My superpower? Invisibility
I remember when I first started teaching and a very wise old(er) teacher told me when asked about how students felt about teachers – “honey, we are just furniture to them”. And she was right. Furniture in the sense that we are very functional, available when needed, and can be ignored when we are not needed. It might not seem very appealing to be considered furniture, but it is actually quite handy and gives you access to worlds you might not otherwise have. For instance, being furniture makes you virtually invisible. Even now as I am re-entering the teaching world at the uni level I can walk across campus and hear and see all sorts of things that I never would be exposed to normally. So as I was walking back from my tutorial today, I heard a girl telling her mate that she drank too much and should cut back. I heard another talk about his future plans and yet another couple grinning ear to ear as they parted. It feels a little like the angel in Wings of Desire – essentially hearing everybody’s thoughts because they don’t notice that I am there.

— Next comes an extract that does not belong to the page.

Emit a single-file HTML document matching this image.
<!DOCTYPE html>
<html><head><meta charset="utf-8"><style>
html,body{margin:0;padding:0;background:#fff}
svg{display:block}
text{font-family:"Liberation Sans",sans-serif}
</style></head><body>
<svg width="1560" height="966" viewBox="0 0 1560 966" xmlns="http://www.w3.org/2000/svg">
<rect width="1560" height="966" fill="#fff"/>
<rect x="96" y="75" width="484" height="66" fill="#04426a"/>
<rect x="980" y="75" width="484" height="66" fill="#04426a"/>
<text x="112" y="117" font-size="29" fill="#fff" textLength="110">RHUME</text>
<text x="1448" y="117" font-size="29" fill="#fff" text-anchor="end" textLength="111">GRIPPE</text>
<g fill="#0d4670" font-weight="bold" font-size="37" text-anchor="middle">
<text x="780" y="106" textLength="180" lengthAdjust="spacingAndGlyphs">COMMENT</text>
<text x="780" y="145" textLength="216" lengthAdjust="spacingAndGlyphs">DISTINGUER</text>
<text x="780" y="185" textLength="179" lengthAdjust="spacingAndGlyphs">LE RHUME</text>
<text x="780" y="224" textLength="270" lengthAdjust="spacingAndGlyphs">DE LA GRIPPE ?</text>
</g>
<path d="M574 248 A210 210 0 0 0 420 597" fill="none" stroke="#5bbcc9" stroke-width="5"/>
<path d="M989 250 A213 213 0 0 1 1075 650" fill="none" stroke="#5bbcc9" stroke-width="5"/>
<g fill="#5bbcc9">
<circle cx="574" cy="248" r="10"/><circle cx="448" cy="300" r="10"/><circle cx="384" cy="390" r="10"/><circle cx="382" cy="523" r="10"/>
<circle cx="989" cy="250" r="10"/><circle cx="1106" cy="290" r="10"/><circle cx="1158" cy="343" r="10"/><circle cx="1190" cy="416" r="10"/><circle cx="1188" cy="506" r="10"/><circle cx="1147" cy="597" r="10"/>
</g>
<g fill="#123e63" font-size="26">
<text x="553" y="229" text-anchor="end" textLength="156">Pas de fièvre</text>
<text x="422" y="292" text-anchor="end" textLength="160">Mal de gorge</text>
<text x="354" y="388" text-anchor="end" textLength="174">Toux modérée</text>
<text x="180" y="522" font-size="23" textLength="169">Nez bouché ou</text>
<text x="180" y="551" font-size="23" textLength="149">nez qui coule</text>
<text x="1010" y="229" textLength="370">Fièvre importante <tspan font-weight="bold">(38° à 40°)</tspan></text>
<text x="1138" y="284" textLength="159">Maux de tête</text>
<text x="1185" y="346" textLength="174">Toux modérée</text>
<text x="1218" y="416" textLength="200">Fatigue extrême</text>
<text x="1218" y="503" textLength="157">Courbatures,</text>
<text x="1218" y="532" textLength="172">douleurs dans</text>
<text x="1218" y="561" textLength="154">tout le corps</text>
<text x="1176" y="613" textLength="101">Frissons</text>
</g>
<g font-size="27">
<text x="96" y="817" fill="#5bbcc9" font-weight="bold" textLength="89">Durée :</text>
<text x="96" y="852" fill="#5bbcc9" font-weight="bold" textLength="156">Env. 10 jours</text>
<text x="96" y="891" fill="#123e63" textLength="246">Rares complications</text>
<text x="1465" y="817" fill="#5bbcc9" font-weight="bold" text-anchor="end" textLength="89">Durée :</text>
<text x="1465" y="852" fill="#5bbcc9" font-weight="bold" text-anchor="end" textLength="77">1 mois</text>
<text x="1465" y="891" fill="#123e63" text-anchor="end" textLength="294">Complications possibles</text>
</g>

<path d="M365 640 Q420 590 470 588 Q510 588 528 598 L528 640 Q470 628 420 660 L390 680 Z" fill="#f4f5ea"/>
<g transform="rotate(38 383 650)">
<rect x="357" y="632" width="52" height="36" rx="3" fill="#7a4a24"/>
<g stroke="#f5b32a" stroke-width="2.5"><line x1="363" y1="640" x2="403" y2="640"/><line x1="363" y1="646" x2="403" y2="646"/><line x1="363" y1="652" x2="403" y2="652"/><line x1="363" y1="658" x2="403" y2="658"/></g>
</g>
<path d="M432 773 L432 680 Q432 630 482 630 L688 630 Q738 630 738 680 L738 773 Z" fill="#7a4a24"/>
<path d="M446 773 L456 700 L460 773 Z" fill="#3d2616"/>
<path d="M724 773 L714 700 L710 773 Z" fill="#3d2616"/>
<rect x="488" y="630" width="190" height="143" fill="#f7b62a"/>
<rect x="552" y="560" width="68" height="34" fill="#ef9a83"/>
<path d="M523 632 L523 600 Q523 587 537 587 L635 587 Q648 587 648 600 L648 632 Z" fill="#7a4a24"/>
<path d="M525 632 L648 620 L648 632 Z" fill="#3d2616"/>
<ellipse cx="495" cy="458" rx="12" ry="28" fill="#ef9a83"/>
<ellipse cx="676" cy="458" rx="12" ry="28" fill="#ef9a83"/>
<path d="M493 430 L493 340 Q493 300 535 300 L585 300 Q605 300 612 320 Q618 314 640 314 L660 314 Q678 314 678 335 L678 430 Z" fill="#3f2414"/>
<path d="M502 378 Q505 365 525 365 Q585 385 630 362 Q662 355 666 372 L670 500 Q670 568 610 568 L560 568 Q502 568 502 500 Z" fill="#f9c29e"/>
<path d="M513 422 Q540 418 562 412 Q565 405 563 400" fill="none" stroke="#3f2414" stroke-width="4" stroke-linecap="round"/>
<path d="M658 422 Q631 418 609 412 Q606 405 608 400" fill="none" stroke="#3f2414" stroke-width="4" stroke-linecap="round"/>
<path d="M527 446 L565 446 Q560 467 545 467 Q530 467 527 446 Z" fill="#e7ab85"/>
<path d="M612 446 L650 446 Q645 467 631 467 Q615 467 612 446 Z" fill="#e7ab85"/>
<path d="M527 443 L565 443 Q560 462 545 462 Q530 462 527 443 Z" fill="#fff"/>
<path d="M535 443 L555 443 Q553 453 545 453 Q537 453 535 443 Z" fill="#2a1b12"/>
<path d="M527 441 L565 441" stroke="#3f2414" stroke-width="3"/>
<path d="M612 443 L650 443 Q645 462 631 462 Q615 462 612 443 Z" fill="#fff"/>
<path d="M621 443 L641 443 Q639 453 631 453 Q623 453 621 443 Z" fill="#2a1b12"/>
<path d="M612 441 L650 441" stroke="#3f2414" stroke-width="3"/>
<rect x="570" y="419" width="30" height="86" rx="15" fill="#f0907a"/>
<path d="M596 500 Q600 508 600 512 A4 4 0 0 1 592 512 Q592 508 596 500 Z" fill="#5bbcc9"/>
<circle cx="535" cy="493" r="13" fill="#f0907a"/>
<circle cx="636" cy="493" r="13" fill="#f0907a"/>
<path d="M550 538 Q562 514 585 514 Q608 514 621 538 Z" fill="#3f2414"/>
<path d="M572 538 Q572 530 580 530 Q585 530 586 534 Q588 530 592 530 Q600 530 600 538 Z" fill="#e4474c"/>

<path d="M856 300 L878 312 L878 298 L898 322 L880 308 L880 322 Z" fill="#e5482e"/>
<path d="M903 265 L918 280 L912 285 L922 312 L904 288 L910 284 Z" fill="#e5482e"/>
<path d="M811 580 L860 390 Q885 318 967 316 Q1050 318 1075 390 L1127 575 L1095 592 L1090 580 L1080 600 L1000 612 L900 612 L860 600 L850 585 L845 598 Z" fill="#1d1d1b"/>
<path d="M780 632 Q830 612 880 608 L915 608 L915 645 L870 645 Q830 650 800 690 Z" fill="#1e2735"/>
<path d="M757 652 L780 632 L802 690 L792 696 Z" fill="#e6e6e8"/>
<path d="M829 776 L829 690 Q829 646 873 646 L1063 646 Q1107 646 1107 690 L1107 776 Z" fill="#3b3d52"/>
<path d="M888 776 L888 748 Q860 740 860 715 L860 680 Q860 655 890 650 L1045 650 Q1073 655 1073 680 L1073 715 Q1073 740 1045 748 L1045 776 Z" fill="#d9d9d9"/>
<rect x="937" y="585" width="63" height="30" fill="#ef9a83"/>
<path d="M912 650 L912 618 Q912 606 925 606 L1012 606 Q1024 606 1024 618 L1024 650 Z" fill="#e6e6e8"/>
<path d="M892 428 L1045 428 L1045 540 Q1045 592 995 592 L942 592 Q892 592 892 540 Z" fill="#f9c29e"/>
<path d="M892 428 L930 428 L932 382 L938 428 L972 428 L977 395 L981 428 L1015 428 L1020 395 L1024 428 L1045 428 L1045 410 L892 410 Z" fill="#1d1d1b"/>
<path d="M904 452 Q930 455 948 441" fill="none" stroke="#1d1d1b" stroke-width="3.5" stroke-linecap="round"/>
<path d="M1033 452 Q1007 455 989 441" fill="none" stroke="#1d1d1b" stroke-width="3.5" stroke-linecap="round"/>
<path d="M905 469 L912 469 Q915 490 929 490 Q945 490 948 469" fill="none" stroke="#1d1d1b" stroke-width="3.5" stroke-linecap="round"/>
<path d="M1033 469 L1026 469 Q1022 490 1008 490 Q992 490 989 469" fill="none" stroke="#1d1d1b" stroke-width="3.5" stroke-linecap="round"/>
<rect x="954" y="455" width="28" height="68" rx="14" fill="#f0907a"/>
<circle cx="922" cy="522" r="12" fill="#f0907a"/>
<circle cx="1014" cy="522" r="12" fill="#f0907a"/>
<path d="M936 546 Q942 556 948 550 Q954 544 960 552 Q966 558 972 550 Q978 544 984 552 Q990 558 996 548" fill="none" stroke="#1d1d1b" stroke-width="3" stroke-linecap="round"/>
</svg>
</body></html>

So I started thinking about how I blog in the same light. I don’t really notice the people out there in the public who may be reading, just the ones that I know about. So my blog feels quite invisible in the huge mass of stuff out on the web. However, occasionally something reminds me that I am revealing my personal thoughts to a quite public audience. It can be alarming when this happens. In RL every once in a while, someone approaches me that I don’t recognise. They start talking to me as if they know me and it takes me a bit to realise that they must be one of my current or former students. I don’t really recognise them, but they know me. And I realised that my invisibility doesn’t work all of the time – sort of a flawed superpower. If you stand up and talk in front of students enough, they will eventually see you and you will have lost your invisibility. What is more ackward is that because I don’t recognise them, they are invisible and I am the one seen.

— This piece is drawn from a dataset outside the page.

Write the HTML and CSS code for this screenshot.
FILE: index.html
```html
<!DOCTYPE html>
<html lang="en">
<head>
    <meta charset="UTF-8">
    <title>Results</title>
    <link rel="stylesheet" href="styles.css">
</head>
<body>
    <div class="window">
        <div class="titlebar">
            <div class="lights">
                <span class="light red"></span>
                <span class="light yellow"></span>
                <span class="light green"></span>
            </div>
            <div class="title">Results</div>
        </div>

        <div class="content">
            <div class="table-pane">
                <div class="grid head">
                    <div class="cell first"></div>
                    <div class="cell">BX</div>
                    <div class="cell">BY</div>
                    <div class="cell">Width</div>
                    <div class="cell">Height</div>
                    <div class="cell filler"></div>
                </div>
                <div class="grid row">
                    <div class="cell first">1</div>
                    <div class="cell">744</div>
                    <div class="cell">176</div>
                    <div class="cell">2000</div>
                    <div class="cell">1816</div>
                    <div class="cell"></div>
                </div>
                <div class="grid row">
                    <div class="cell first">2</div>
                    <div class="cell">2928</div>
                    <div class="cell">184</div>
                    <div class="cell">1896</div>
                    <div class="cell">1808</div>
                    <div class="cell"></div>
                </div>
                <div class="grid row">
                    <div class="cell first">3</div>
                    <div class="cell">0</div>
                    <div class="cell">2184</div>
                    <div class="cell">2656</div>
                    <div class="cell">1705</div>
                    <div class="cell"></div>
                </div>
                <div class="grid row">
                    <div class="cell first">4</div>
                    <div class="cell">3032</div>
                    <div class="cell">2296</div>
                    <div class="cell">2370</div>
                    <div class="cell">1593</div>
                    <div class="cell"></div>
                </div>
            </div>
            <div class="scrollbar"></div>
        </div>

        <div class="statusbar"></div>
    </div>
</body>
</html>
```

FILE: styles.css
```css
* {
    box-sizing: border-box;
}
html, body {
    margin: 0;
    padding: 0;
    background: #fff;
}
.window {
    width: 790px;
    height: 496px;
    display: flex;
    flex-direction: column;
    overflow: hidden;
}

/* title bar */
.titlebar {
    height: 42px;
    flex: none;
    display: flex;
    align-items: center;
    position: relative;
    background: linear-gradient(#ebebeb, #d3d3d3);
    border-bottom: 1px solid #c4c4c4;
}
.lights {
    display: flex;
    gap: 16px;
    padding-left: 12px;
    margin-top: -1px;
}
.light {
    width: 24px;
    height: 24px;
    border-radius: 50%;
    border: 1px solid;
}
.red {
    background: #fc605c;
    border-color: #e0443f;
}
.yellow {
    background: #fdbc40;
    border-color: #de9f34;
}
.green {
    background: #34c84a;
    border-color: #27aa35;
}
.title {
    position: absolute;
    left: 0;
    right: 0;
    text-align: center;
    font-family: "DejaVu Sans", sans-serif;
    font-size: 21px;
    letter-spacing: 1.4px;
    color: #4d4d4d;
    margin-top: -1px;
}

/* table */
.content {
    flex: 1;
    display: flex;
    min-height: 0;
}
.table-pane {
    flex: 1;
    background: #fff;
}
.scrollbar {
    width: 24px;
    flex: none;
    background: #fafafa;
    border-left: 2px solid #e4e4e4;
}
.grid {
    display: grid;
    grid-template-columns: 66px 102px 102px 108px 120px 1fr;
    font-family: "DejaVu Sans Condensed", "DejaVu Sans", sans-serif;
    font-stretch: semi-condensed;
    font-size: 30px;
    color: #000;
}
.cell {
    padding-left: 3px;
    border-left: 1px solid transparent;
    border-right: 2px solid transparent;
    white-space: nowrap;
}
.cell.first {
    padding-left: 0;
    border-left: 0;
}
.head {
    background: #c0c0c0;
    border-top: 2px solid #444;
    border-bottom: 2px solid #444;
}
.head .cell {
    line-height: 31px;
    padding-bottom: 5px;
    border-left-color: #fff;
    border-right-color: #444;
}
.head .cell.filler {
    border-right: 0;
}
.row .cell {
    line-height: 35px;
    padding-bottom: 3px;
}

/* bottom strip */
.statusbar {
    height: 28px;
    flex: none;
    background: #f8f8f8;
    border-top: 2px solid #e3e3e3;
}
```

So if I blog enough, I am bound to lose my invisibility occasionally as well. Sort of the price you pay for personal discourse in a public forum. It is not too bad – really just my 15 minutes – but spread out over many years and presenting itself when I least expect it – 900 seconds of fame (?!) wrapped up in a lifetime of anonymity.
Stumbled on your blog via my own musings on invisibility. Thought you might appreciate phdcomics.com’s musings on invisible postdocs:
http://www.phdcomics.com/comics/archive.php?comicid=1101
Very funny. I see these comics posted around the building – now I know the source.